A research team has developed a way to assess the gene activity of single cells that harbor latent HIV genes—a technique that could aid the search for a cure. People living with HIV who take existing antiretrovirals invariably retain infected cells that dodge the drugs and natural immune responses. Even though scientists could identify these rare reservoir cells, technical constraints prevented them from evaluating the cells’ gene activity. The new method, revealed at the 24th International AIDS Conference last week, hinges on “microfluidic” devices (above) that allow investigators to retrieve genetic material from the infected cells for sequencing. The team found that the reservoir cells had unique patterns of gene activity, turning on genes that protect them from immune attack and self-destruction. Targeting these genes could, in theory, reduce, if not eliminate, the HIV reservoirs.

REMOTE SENSING

Radar mapper declared dead

In a blow to scientists who monitor tiny movements of Earth’s surface caused by earthquakes, volcanoes, and glaciers, the European Space Agency said last week that Sentinel-1B, a radar mapping satellite, cannot be revived after a power supply malfunction caused it to go dark in December 2021. Investigators say a defective capacitor probably caused the fault. The loss of the satellite, launched in 2016, leaves the agency with a twin, Sentinel-1A, which was lofted into orbit two years earlier and is operating past its designed lifetime of 7 years.
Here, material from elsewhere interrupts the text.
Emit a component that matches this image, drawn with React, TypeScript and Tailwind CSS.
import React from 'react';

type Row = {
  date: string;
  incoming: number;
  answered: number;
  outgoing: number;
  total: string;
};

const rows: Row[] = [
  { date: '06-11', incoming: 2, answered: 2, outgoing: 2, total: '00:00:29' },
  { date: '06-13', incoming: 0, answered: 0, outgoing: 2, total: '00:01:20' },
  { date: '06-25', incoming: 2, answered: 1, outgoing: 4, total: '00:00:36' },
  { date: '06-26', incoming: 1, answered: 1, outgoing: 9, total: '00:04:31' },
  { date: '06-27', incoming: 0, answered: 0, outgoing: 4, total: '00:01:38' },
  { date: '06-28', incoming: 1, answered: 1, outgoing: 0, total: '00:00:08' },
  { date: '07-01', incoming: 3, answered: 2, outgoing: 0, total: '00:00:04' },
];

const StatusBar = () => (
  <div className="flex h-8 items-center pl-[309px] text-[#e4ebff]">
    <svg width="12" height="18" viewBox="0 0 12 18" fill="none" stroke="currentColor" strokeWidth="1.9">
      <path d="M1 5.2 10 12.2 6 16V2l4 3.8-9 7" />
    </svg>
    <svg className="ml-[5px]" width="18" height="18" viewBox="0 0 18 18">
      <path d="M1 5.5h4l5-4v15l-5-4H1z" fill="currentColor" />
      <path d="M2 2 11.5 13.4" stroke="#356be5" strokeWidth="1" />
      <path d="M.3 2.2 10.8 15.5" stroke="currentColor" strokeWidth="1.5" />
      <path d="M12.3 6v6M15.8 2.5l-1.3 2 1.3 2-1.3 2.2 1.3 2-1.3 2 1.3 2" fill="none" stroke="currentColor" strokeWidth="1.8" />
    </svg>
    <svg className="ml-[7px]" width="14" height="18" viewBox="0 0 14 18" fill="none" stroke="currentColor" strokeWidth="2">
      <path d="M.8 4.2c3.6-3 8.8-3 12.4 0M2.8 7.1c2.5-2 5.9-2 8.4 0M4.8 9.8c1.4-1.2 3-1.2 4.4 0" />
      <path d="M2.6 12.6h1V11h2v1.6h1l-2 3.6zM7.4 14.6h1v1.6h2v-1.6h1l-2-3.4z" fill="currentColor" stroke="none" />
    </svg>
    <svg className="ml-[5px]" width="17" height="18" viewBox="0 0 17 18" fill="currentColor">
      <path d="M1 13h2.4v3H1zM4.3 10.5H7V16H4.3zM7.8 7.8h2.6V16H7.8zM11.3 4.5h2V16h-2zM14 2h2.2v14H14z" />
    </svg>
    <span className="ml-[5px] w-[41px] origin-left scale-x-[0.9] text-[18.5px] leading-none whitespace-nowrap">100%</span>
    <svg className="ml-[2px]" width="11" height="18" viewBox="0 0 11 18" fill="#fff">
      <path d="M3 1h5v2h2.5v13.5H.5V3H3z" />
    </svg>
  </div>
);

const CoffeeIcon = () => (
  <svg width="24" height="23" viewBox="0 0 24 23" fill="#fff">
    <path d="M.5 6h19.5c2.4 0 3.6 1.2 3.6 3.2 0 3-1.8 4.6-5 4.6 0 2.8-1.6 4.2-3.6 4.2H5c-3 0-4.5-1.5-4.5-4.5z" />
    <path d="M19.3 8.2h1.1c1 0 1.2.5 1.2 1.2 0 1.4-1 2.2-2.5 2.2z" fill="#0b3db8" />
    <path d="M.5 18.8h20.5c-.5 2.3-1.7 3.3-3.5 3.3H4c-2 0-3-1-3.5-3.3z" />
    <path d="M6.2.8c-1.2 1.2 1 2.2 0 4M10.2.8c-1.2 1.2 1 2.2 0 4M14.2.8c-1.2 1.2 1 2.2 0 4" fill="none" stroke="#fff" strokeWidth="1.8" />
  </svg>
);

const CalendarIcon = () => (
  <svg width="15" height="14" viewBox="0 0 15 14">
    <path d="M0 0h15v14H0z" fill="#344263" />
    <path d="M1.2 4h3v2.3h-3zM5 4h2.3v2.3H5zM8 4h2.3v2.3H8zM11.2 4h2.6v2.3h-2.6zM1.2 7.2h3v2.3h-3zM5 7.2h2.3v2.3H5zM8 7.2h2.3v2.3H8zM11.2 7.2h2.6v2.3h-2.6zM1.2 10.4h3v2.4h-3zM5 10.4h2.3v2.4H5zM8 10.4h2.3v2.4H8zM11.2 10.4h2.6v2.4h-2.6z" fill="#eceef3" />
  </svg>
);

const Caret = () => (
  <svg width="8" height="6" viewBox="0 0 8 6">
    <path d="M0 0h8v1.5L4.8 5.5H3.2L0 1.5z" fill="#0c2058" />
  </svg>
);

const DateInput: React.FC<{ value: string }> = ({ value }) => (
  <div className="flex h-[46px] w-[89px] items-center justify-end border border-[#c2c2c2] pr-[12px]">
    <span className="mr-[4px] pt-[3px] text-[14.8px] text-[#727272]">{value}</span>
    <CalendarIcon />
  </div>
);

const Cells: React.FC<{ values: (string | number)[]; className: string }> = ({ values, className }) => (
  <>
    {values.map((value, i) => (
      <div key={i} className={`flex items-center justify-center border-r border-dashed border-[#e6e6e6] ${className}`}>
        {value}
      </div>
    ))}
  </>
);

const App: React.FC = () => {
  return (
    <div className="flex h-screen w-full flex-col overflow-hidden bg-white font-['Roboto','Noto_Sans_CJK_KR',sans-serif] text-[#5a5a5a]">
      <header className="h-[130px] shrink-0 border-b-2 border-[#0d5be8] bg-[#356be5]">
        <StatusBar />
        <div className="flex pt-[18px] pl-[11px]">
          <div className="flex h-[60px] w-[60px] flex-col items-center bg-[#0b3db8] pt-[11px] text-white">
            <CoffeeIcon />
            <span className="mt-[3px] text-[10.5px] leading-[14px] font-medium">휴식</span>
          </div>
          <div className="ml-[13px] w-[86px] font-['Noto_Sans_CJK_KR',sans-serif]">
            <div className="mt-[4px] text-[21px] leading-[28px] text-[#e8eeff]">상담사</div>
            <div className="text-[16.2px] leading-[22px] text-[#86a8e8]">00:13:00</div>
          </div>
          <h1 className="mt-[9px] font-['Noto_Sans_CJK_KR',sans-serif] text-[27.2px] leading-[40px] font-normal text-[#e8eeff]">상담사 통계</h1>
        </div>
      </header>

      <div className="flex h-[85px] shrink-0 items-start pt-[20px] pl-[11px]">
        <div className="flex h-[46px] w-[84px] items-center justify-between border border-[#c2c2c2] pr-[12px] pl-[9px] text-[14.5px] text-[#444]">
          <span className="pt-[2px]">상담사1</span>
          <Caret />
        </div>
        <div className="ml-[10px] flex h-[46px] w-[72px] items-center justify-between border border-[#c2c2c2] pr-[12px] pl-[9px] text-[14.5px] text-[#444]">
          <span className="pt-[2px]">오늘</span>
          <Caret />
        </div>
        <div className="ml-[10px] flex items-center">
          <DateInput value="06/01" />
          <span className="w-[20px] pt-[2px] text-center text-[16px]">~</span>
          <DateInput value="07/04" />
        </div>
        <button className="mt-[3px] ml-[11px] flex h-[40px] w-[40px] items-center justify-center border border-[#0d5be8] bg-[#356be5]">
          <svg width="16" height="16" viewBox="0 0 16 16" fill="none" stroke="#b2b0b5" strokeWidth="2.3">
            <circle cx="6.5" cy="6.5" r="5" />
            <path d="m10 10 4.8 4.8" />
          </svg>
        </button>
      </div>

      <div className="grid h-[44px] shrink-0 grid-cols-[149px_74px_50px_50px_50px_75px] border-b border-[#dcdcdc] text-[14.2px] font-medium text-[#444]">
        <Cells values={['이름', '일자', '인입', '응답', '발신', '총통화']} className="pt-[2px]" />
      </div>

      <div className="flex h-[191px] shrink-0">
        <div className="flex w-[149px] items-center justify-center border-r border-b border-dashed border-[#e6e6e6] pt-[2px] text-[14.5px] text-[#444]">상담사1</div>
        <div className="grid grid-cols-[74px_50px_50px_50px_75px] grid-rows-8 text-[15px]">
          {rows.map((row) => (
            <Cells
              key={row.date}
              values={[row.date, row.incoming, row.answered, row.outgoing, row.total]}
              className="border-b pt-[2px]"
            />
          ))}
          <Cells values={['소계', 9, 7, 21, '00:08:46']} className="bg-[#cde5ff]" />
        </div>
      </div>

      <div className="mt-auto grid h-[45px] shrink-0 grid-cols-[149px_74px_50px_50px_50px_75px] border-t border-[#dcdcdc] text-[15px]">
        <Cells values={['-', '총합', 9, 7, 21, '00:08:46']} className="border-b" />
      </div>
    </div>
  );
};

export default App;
The duo had surveyed the globe, measuring surface changes as small as a few millimeters every 6 days as it orbited the planet. Until the agency launches Sentinel-1C in 2023, the intervals between observations will drop to 12 days, hampering data collection and mapping efforts.

NUCLEAR POWER

Small reactor design wins OK

NuScale Power, a startup based in Portland, Oregon, came closer to bringing a small, modular nuclear reactor to market when the U.S. Nuclear Regulatory Commission last week certified its design. NuScale says it would be safer, more versatile, and more economical than larger conventional reactors. The company has a deal with an electricity supplier, the Utah Associated Municipal Power Systems (UAMPS), to build a power plant comprising six of the factory-built reactors at Idaho National Laboratory. NuScale isn’t done with NRC reviews, however. The regulator certified the new reactor to produce 50 megawatts of electrical power—about 5% of the capacity of a typical power reactor—but the UAMPS plan now calls for running each of the six at a more cost-efficient 77 megawatts. That 54% “uprate” in power will require further NRC review before the Idaho plant can be licensed for operations. Other countries are also developing small reactor designs.